__DIRECTIONS FOR THIS TASK__. Output each line exactly as it appears, skipping any embedded picture.
-- -- --
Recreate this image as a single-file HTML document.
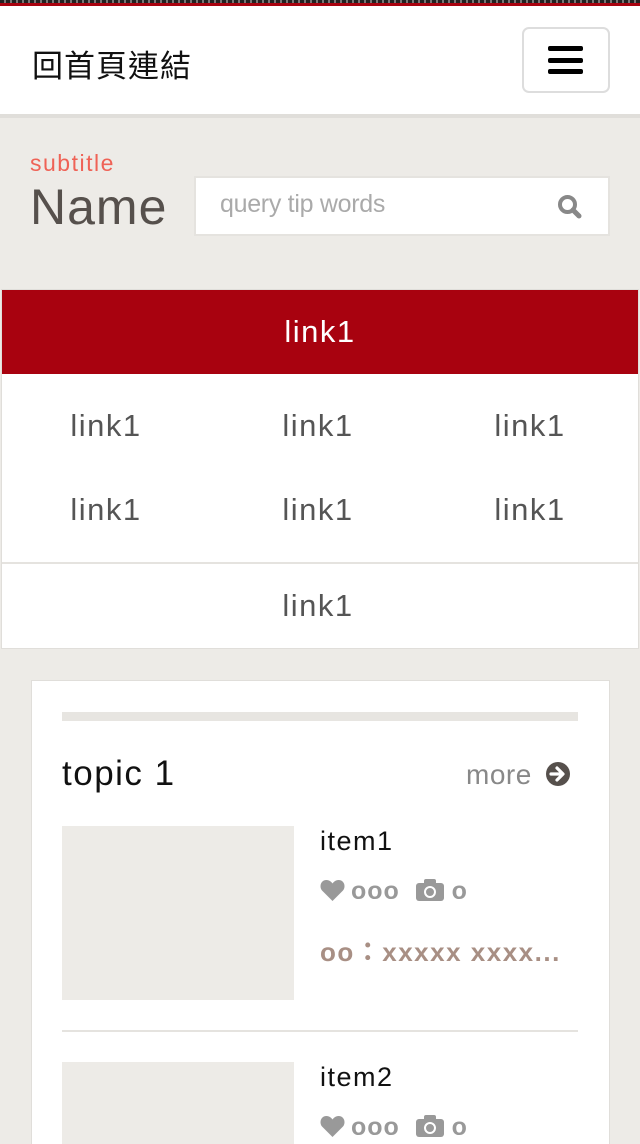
<!DOCTYPE html>
<html style="height:1144px;overflow:hidden"><head><meta charset="utf-8"><style>
*{margin:0;padding:0;box-sizing:border-box}
body{width:640px;height:1144px;overflow:hidden;background:#edebe7;font-family:"Liberation Sans","Noto Sans CJK TC",sans-serif;position:relative}
.a{position:absolute}
</style></head><body>
<div class="a" style="left:0;top:0;width:640px;height:3px;background:repeating-linear-gradient(90deg,#222 0 4px,#777 4px 6px)"></div>
<div class="a" style="left:0;top:3px;width:640px;height:3px;background:#a8020f"></div>
<div class="a" style="left:0;top:6px;width:640px;height:108px;background:#fff"></div>
<div class="a" style="left:0;top:114px;width:640px;height:4px;background:#e0deda"></div>
<div class="a" style="left:32px;top:41px;font-size:31px;color:#111;letter-spacing:1px">回首頁連結</div>
<div class="a" style="left:522px;top:27px;width:88px;height:66px;border:2px solid #ddd;border-radius:7px;background:#fff"></div>
<div class="a" style="left:548px;top:46px;width:35px;height:5px;background:#000;border-radius:2px"></div>
<div class="a" style="left:548px;top:58px;width:35px;height:5px;background:#000;border-radius:2px"></div>
<div class="a" style="left:548px;top:69px;width:35px;height:5px;background:#000;border-radius:2px"></div>
<div class="a" style="left:30px;top:150px;font-size:23px;color:#ef6256;letter-spacing:1.5px">subtitle</div>
<div class="a" style="left:30px;top:178px;font-size:50px;color:#56504c;letter-spacing:1px">Name</div>
<div class="a" style="left:194px;top:176px;width:416px;height:60px;background:#fff;border:2px solid #e5e3df"></div>
<div class="a" style="left:220px;top:190px;font-size:25px;color:#aaa;letter-spacing:-0.3px">query tip words</div>
<svg class="a" style="left:557px;top:194px" width="26" height="26" viewBox="0 0 26 26"><circle cx="10.5" cy="10.5" r="7.5" fill="none" stroke="#888" stroke-width="4"/><line x1="16" y1="16" x2="22" y2="22" stroke="#888" stroke-width="5" stroke-linecap="round"/></svg>
<div class="a" style="left:1px;top:289px;width:638px;height:360px;background:#fff;border:1px solid #e0deda"></div>
<div class="a" style="left:2px;top:290px;width:636px;height:84px;background:#a8020f;color:#fff;font-size:31px;text-align:center;line-height:84px;letter-spacing:1.5px">link1</div>
<div class="a" style="left:2px;top:562px;width:636px;height:2px;background:#e5e3df"></div>
<div class="a" style="left:0px;top:384px;width:636px;font-size:31px;color:#555;letter-spacing:1.5px;display:grid;grid-template-columns:1fr 1fr 1fr;text-align:center;line-height:84px">
<div>link1</div><div>link1</div><div>link1</div><div>link1</div><div>link1</div><div>link1</div></div>
<div class="a" style="left:0px;top:564px;width:636px;height:84px;font-size:31px;color:#555;text-align:center;line-height:84px;letter-spacing:1.5px">link1</div>
<div class="a" style="left:31px;top:680px;width:579px;height:464px;background:#fff;border:1px solid #e0deda;border-bottom:none"></div>
<div class="a" style="left:62px;top:712px;width:516px;height:9px;background:#e7e5e1"></div>
<div class="a" style="left:62px;top:754px;font-size:35px;color:#111;letter-spacing:1.5px">topic 1</div>
<div class="a" style="left:466px;top:759px;font-size:28px;color:#888;letter-spacing:0.5px">more</div>
<svg class="a" style="left:545px;top:761px" width="26" height="26" viewBox="0 0 26 26"><circle cx="13" cy="13" r="12" fill="#56504c"/><path d="M6 13h11M12 7l6 6-6 6" fill="none" stroke="#fff" stroke-width="3.2" stroke-linecap="round" stroke-linejoin="round"/></svg>
<div class="a" style="left:62px;top:826px;width:232px;height:174px;background:#edebe7"></div>
<div class="a" style="left:62px;top:1030px;width:516px;height:2px;background:#e5e3df"></div>
<div class="a" style="left:62px;top:1062px;width:232px;height:82px;background:#edebe7"></div>
<div class="a" style="left:320px;top:826px;font-size:27px;color:#111;letter-spacing:1.5px">item1</div>
<div class="a" style="left:320px;top:1062px;font-size:27px;color:#111;letter-spacing:1.5px">item2</div>
<div class="a" style="left:320px;top:877px;font-size:25px;color:#999;letter-spacing:1px;white-space:nowrap;font-weight:bold">
<svg width="25" height="22" viewBox="0 0 25 22" style="vertical-align:-2px;margin-right:6px"><path d="M12.5 22L2 11.5C-1 8 0.5 1 6.5 1c3 0 5 2 6 3.5C13.5 3 15.5 1 18.5 1c6 0 7.5 7 4.5 10.5z" fill="#999"/></svg>ooo &nbsp;<svg width="28" height="22" viewBox="0 0 28 22" style="vertical-align:-2px"><rect x="0" y="4" width="28" height="18" rx="3" fill="#999"/><rect x="8" y="0" width="12" height="6" rx="2" fill="#999"/><circle cx="14" cy="13" r="5" fill="none" stroke="#fff" stroke-width="2"/></svg> o</div>
<div class="a" style="left:320px;top:1113px;font-size:25px;color:#999;letter-spacing:1px;white-space:nowrap;font-weight:bold">
<svg width="25" height="22" viewBox="0 0 25 22" style="vertical-align:-2px;margin-right:6px"><path d="M12.5 22L2 11.5C-1 8 0.5 1 6.5 1c3 0 5 2 6 3.5C13.5 3 15.5 1 18.5 1c6 0 7.5 7 4.5 10.5z" fill="#999"/></svg>ooo &nbsp;<svg width="28" height="22" viewBox="0 0 28 22" style="vertical-align:-2px"><rect x="0" y="4" width="28" height="18" rx="3" fill="#999"/><rect x="8" y="0" width="12" height="6" rx="2" fill="#999"/><circle cx="14" cy="13" r="5" fill="none" stroke="#fff" stroke-width="2"/></svg> o</div>
<div class="a" style="left:320px;top:932px;font-size:26px;color:#a88f84;letter-spacing:1.5px;white-space:nowrap;font-weight:bold">oo：xxxxx xxxx...</div>
</body></html>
-- -- --
__SOLVED EXERCISE__.
Recreate this image as a single-file HTML document.
<!DOCTYPE html>
<html style="height:1144px;overflow:hidden"><head><meta charset="utf-8"><style>
*{margin:0;padding:0;box-sizing:border-box}
body{width:640px;height:1144px;overflow:hidden;background:#edebe7;font-family:"Liberation Sans","Noto Sans CJK TC",sans-serif;position:relative}
.a{position:absolute}
</style></head><body>
<div class="a" style="left:0;top:0;width:640px;height:3px;background:repeating-linear-gradient(90deg,#222 0 4px,#777 4px 6px)"></div>
<div class="a" style="left:0;top:3px;width:640px;height:3px;background:#a8020f"></div>
<div class="a" style="left:0;top:6px;width:640px;height:108px;background:#fff"></div>
<div class="a" style="left:0;top:114px;width:640px;height:4px;background:#e0deda"></div>
<div class="a" style="left:32px;top:41px;font-size:31px;color:#111;letter-spacing:1px">回首頁連結</div>
<div class="a" style="left:522px;top:27px;width:88px;height:66px;border:2px solid #ddd;border-radius:7px;background:#fff"></div>
<div class="a" style="left:548px;top:46px;width:35px;height:5px;background:#000;border-radius:2px"></div>
<div class="a" style="left:548px;top:58px;width:35px;height:5px;background:#000;border-radius:2px"></div>
<div class="a" style="left:548px;top:69px;width:35px;height:5px;background:#000;border-radius:2px"></div>
<div class="a" style="left:30px;top:150px;font-size:23px;color:#ef6256;letter-spacing:1.5px">subtitle</div>
<div class="a" style="left:30px;top:178px;font-size:50px;color:#56504c;letter-spacing:1px">Name</div>
<div class="a" style="left:194px;top:176px;width:416px;height:60px;background:#fff;border:2px solid #e5e3df"></div>
<div class="a" style="left:220px;top:190px;font-size:25px;color:#aaa;letter-spacing:-0.3px">query tip words</div>
<svg class="a" style="left:557px;top:194px" width="26" height="26" viewBox="0 0 26 26"><circle cx="10.5" cy="10.5" r="7.5" fill="none" stroke="#888" stroke-width="4"/><line x1="16" y1="16" x2="22" y2="22" stroke="#888" stroke-width="5" stroke-linecap="round"/></svg>
<div class="a" style="left:1px;top:289px;width:638px;height:360px;background:#fff;border:1px solid #e0deda"></div>
<div class="a" style="left:2px;top:290px;width:636px;height:84px;background:#a8020f;color:#fff;font-size:31px;text-align:center;line-height:84px;letter-spacing:1.5px">link1</div>
<div class="a" style="left:2px;top:562px;width:636px;height:2px;background:#e5e3df"></div>
<div class="a" style="left:0px;top:384px;width:636px;font-size:31px;color:#555;letter-spacing:1.5px;display:grid;grid-template-columns:1fr 1fr 1fr;text-align:center;line-height:84px">
<div>link1</div><div>link1</div><div>link1</div><div>link1</div><div>link1</div><div>link1</div></div>
<div class="a" style="left:0px;top:564px;width:636px;height:84px;font-size:31px;color:#555;text-align:center;line-height:84px;letter-spacing:1.5px">link1</div>
<div class="a" style="left:31px;top:680px;width:579px;height:464px;background:#fff;border:1px solid #e0deda;border-bottom:none"></div>
<div class="a" style="left:62px;top:712px;width:516px;height:9px;background:#e7e5e1"></div>
<div class="a" style="left:62px;top:754px;font-size:35px;color:#111;letter-spacing:1.5px">topic 1</div>
<div class="a" style="left:466px;top:759px;font-size:28px;color:#888;letter-spacing:0.5px">more</div>
<svg class="a" style="left:545px;top:761px" width="26" height="26" viewBox="0 0 26 26"><circle cx="13" cy="13" r="12" fill="#56504c"/><path d="M6 13h11M12 7l6 6-6 6" fill="none" stroke="#fff" stroke-width="3.2" stroke-linecap="round" stroke-linejoin="round"/></svg>
<div class="a" style="left:62px;top:826px;width:232px;height:174px;background:#edebe7"></div>
<div class="a" style="left:62px;top:1030px;width:516px;height:2px;background:#e5e3df"></div>
<div class="a" style="left:62px;top:1062px;width:232px;height:82px;background:#edebe7"></div>
<div class="a" style="left:320px;top:826px;font-size:27px;color:#111;letter-spacing:1.5px">item1</div>
<div class="a" style="left:320px;top:1062px;font-size:27px;color:#111;letter-spacing:1.5px">item2</div>
<div class="a" style="left:320px;top:877px;font-size:25px;color:#999;letter-spacing:1px;white-space:nowrap;font-weight:bold">
<svg width="25" height="22" viewBox="0 0 25 22" style="vertical-align:-2px;margin-right:6px"><path d="M12.5 22L2 11.5C-1 8 0.5 1 6.5 1c3 0 5 2 6 3.5C13.5 3 15.5 1 18.5 1c6 0 7.5 7 4.5 10.5z" fill="#999"/></svg>ooo &nbsp;<svg width="28" height="22" viewBox="0 0 28 22" style="vertical-align:-2px"><rect x="0" y="4" width="28" height="18" rx="3" fill="#999"/><rect x="8" y="0" width="12" height="6" rx="2" fill="#999"/><circle cx="14" cy="13" r="5" fill="none" stroke="#fff" stroke-width="2"/></svg> o</div>
<div class="a" style="left:320px;top:1113px;font-size:25px;color:#999;letter-spacing:1px;white-space:nowrap;font-weight:bold">
<svg width="25" height="22" viewBox="0 0 25 22" style="vertical-align:-2px;margin-right:6px"><path d="M12.5 22L2 11.5C-1 8 0.5 1 6.5 1c3 0 5 2 6 3.5C13.5 3 15.5 1 18.5 1c6 0 7.5 7 4.5 10.5z" fill="#999"/></svg>ooo &nbsp;<svg width="28" height="22" viewBox="0 0 28 22" style="vertical-align:-2px"><rect x="0" y="4" width="28" height="18" rx="3" fill="#999"/><rect x="8" y="0" width="12" height="6" rx="2" fill="#999"/><circle cx="14" cy="13" r="5" fill="none" stroke="#fff" stroke-width="2"/></svg> o</div>
<div class="a" style="left:320px;top:932px;font-size:26px;color:#a88f84;letter-spacing:1.5px;white-space:nowrap;font-weight:bold">oo：xxxxx xxxx...</div>
</body></html>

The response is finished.